Extract every line that contains the word "styles".

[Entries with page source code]
------------------------
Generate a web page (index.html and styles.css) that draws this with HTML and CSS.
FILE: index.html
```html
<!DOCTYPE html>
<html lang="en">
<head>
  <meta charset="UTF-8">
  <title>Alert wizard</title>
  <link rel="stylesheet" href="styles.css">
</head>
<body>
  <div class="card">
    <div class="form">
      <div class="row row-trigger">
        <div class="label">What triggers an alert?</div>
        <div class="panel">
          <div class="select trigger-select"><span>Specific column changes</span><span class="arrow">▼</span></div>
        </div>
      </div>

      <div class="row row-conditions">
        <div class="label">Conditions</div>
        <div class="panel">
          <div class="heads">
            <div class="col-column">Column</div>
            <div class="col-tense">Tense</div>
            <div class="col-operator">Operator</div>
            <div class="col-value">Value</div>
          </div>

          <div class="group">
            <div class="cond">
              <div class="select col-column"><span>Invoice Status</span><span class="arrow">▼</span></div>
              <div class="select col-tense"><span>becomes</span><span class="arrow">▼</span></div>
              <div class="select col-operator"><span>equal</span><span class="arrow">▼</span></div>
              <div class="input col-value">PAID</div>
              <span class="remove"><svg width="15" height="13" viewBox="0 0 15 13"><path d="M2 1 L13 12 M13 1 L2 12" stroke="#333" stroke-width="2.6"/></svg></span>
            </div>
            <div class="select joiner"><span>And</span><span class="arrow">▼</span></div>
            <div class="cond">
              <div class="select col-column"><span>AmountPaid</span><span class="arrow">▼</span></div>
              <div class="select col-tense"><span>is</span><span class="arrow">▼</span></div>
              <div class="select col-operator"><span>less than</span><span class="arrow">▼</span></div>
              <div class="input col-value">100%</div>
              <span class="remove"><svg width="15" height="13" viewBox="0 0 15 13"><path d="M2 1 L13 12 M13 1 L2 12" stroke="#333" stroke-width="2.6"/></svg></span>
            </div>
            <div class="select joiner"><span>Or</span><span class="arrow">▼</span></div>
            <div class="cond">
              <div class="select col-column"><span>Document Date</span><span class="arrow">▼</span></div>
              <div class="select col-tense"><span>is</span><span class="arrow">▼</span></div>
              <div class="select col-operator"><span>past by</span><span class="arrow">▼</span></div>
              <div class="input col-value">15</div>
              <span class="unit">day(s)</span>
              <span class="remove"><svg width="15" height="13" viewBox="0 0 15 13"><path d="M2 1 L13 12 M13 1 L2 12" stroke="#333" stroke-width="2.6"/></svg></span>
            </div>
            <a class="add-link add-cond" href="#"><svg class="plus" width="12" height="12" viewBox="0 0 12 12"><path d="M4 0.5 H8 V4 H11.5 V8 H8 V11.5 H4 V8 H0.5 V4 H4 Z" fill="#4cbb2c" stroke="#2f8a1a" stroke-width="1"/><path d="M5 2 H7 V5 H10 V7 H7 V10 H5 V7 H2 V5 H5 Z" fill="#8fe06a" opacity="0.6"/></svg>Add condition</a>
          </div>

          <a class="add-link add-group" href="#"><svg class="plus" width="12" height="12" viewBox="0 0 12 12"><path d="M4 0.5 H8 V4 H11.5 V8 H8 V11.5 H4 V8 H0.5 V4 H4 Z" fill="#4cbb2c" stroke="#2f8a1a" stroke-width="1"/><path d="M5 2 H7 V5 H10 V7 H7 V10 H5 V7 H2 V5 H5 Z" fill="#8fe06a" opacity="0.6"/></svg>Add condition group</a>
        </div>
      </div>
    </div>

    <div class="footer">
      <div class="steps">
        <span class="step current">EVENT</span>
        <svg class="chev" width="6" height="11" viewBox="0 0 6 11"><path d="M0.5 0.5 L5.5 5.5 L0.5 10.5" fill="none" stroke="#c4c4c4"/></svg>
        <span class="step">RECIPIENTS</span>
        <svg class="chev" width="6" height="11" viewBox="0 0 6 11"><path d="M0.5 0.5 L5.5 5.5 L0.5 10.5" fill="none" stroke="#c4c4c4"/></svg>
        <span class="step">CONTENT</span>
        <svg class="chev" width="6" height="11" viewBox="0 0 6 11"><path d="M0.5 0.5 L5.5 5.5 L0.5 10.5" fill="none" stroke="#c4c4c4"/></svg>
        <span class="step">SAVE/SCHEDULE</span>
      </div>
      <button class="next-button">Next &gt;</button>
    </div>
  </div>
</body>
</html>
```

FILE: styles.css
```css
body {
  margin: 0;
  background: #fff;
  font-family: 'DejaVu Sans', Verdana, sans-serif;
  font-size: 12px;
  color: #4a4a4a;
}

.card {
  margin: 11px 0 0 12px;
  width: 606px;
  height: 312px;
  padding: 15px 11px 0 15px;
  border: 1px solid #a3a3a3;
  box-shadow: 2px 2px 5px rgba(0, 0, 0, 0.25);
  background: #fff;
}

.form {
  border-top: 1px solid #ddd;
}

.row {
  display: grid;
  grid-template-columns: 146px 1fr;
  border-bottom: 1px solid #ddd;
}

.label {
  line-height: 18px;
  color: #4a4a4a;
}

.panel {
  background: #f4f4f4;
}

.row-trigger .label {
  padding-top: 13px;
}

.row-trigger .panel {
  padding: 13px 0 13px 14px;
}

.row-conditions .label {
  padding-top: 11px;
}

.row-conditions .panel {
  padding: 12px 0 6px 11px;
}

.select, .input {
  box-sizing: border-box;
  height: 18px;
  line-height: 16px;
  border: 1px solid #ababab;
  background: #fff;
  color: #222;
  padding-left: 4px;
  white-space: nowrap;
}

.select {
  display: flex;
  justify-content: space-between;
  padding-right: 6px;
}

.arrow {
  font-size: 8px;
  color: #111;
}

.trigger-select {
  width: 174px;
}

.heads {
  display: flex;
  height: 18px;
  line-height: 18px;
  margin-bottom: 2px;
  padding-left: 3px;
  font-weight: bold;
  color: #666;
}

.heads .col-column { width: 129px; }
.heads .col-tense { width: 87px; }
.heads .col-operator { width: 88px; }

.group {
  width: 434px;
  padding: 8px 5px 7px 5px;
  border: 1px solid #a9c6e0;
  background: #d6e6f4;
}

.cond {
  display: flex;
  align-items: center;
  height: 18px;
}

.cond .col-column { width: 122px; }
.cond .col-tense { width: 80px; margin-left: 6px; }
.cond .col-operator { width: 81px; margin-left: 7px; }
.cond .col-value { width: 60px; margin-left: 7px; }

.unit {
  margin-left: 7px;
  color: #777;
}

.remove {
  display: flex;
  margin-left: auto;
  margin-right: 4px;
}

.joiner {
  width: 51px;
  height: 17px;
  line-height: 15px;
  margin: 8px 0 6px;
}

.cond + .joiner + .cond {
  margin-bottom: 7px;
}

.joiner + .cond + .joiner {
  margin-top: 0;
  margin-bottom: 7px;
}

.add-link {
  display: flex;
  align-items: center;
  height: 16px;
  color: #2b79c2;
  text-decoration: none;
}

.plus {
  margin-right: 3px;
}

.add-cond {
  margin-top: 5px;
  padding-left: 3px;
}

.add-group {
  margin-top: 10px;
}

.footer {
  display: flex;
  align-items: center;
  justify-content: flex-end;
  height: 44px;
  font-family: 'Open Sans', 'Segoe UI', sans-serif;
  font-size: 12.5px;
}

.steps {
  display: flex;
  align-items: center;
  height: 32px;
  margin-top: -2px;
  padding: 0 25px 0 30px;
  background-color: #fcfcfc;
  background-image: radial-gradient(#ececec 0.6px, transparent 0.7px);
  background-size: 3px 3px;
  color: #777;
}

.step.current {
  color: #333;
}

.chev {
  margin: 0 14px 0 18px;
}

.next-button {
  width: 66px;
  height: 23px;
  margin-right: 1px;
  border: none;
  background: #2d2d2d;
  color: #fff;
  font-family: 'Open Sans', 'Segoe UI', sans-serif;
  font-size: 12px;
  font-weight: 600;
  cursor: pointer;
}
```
------------------------
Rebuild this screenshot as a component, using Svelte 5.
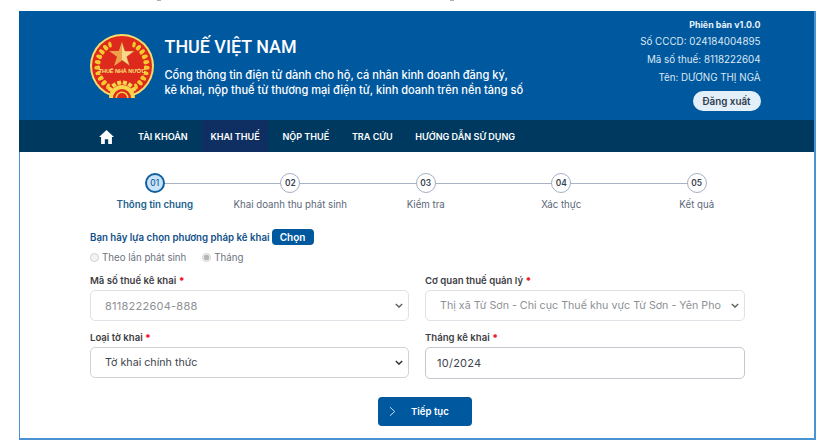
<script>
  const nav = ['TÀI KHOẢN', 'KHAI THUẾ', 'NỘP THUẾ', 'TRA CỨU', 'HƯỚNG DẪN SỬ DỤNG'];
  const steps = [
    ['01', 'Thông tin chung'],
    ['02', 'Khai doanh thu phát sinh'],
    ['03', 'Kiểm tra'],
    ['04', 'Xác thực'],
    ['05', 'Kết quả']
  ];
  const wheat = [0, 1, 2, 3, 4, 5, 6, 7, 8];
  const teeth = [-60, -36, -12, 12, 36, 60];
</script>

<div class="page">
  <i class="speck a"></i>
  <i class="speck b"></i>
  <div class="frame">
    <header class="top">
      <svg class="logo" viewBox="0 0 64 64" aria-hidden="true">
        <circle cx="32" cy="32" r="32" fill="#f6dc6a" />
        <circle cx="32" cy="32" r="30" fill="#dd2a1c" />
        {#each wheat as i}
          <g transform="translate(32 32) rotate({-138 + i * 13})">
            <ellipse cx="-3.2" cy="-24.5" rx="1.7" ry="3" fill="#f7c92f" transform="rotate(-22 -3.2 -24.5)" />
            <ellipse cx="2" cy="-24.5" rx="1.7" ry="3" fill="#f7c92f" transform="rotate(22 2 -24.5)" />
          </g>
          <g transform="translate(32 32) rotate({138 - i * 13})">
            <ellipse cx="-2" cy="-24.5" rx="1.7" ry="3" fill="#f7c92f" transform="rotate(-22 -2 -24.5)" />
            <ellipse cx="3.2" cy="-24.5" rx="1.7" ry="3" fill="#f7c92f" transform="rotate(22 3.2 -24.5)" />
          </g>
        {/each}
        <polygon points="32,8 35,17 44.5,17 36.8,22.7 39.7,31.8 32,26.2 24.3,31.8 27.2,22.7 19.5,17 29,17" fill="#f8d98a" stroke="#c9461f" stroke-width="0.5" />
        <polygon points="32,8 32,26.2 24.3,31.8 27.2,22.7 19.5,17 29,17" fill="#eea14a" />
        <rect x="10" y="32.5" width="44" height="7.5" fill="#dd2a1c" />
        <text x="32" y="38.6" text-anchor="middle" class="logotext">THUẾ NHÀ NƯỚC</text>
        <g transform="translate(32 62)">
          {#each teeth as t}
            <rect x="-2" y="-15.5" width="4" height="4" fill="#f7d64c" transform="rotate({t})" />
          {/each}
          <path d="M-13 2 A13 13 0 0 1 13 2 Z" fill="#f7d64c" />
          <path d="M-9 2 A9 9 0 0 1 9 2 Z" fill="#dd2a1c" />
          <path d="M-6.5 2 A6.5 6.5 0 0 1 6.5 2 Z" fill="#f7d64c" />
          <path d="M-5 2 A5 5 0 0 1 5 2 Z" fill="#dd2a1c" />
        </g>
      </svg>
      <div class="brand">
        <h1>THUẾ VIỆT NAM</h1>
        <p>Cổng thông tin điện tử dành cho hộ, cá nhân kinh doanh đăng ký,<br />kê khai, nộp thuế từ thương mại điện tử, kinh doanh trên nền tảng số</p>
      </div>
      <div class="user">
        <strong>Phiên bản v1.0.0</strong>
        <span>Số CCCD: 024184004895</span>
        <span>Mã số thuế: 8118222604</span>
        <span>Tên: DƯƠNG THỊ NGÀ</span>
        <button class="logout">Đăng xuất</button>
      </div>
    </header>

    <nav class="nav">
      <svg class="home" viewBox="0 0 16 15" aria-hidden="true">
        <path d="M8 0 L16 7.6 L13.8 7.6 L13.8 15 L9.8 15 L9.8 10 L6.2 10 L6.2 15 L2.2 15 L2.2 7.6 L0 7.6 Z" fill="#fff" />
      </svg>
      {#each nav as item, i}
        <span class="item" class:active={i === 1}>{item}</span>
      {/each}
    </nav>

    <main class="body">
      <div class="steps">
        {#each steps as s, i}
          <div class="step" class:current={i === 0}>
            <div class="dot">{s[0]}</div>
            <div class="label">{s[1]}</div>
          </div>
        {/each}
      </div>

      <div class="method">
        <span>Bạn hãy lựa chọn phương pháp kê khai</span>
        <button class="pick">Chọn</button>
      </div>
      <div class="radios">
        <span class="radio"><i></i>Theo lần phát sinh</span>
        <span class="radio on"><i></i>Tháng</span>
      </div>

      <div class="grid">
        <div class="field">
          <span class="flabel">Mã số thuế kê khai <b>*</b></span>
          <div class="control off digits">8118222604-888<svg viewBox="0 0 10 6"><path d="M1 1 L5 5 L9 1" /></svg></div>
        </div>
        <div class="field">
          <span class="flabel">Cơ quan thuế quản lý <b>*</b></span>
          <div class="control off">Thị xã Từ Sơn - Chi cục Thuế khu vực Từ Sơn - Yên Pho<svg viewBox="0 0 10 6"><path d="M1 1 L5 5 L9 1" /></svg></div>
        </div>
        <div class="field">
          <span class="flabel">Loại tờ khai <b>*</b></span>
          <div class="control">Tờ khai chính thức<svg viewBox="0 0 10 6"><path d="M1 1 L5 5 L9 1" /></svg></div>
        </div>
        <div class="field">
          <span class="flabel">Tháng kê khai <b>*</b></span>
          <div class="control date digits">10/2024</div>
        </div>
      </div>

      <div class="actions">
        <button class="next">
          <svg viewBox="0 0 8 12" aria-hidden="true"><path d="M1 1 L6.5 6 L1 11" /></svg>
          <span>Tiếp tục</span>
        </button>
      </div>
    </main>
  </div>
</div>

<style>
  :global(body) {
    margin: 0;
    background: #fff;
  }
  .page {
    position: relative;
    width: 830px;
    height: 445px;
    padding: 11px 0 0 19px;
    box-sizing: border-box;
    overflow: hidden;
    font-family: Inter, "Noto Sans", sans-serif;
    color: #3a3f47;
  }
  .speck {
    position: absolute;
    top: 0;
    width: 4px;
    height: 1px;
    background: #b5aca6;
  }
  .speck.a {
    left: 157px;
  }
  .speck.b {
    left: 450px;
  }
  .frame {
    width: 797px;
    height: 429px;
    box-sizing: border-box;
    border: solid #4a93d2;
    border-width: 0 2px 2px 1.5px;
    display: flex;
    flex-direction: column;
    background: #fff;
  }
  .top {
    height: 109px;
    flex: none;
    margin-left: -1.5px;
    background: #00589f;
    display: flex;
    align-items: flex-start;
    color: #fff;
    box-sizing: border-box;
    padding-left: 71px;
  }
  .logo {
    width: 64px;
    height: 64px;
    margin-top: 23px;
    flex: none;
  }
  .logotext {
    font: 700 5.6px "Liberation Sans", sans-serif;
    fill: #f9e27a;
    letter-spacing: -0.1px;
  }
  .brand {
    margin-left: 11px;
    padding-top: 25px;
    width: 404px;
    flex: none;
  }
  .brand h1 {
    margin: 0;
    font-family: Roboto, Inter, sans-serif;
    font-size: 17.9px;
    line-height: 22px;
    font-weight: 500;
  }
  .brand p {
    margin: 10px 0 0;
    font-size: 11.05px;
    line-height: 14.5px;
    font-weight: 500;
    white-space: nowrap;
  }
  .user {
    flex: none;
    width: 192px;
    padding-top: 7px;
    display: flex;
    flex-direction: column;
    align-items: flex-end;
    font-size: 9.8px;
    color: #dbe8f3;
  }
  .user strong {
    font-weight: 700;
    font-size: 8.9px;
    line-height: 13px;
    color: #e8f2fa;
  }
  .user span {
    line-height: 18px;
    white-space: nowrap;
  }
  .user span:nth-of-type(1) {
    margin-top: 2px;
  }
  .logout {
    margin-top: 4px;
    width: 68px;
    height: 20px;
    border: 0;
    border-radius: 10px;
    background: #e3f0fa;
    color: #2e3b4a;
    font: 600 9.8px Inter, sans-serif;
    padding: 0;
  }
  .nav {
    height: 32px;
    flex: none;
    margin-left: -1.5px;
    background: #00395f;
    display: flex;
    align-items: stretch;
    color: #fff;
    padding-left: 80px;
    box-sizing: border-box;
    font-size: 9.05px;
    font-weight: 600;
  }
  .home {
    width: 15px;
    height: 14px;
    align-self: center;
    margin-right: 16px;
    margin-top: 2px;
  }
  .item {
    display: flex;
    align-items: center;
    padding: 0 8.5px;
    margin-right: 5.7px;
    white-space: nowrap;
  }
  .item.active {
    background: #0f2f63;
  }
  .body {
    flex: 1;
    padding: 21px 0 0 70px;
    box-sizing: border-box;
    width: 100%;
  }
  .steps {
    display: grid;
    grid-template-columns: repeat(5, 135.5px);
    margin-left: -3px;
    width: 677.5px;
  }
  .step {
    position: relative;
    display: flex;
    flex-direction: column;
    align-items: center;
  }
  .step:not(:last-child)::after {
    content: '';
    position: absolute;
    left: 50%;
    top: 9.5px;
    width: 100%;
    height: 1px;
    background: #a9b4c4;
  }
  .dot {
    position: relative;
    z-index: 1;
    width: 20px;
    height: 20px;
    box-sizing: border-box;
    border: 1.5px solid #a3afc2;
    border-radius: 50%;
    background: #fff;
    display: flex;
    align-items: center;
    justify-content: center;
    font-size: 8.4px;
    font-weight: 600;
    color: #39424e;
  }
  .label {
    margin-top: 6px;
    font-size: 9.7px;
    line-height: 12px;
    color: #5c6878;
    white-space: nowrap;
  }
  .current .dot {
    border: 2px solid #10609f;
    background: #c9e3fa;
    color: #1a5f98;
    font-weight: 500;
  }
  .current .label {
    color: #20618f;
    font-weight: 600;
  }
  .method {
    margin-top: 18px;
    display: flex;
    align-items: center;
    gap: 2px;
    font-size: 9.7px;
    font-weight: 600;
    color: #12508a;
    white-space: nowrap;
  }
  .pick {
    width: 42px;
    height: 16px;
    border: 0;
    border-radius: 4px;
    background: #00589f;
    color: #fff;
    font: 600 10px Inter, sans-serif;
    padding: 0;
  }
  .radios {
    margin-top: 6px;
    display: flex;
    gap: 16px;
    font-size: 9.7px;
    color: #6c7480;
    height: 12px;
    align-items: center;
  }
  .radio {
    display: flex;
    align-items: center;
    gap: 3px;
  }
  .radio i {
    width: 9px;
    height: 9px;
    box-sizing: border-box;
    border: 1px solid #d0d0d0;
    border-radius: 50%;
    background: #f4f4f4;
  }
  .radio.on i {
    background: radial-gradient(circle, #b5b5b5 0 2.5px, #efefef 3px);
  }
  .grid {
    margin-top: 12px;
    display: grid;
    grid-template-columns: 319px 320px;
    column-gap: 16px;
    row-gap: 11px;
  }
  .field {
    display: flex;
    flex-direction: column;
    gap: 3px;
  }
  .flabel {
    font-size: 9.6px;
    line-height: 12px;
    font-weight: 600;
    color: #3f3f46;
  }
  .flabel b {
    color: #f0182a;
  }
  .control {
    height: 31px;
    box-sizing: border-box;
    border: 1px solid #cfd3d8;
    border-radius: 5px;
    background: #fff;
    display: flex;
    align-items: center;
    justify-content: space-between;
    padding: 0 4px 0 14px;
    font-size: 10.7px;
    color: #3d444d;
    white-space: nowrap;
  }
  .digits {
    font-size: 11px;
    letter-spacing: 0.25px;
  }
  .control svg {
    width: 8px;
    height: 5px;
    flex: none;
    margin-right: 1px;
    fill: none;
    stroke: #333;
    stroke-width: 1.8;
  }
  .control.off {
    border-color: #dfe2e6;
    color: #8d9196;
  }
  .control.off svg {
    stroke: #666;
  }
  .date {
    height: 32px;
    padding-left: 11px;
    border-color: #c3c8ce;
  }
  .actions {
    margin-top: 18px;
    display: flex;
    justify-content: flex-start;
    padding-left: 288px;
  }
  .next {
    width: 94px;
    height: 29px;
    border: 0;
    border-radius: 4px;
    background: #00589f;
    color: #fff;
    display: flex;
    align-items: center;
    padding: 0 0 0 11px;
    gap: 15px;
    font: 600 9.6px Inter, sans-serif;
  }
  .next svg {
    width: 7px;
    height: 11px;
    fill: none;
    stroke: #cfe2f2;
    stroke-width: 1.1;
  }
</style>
------------------------
[Reply to the exercise]
Generate a web page (index.html and styles.css) that draws this with HTML and CSS.
  <link rel="stylesheet" href="styles.css">
FILE: styles.css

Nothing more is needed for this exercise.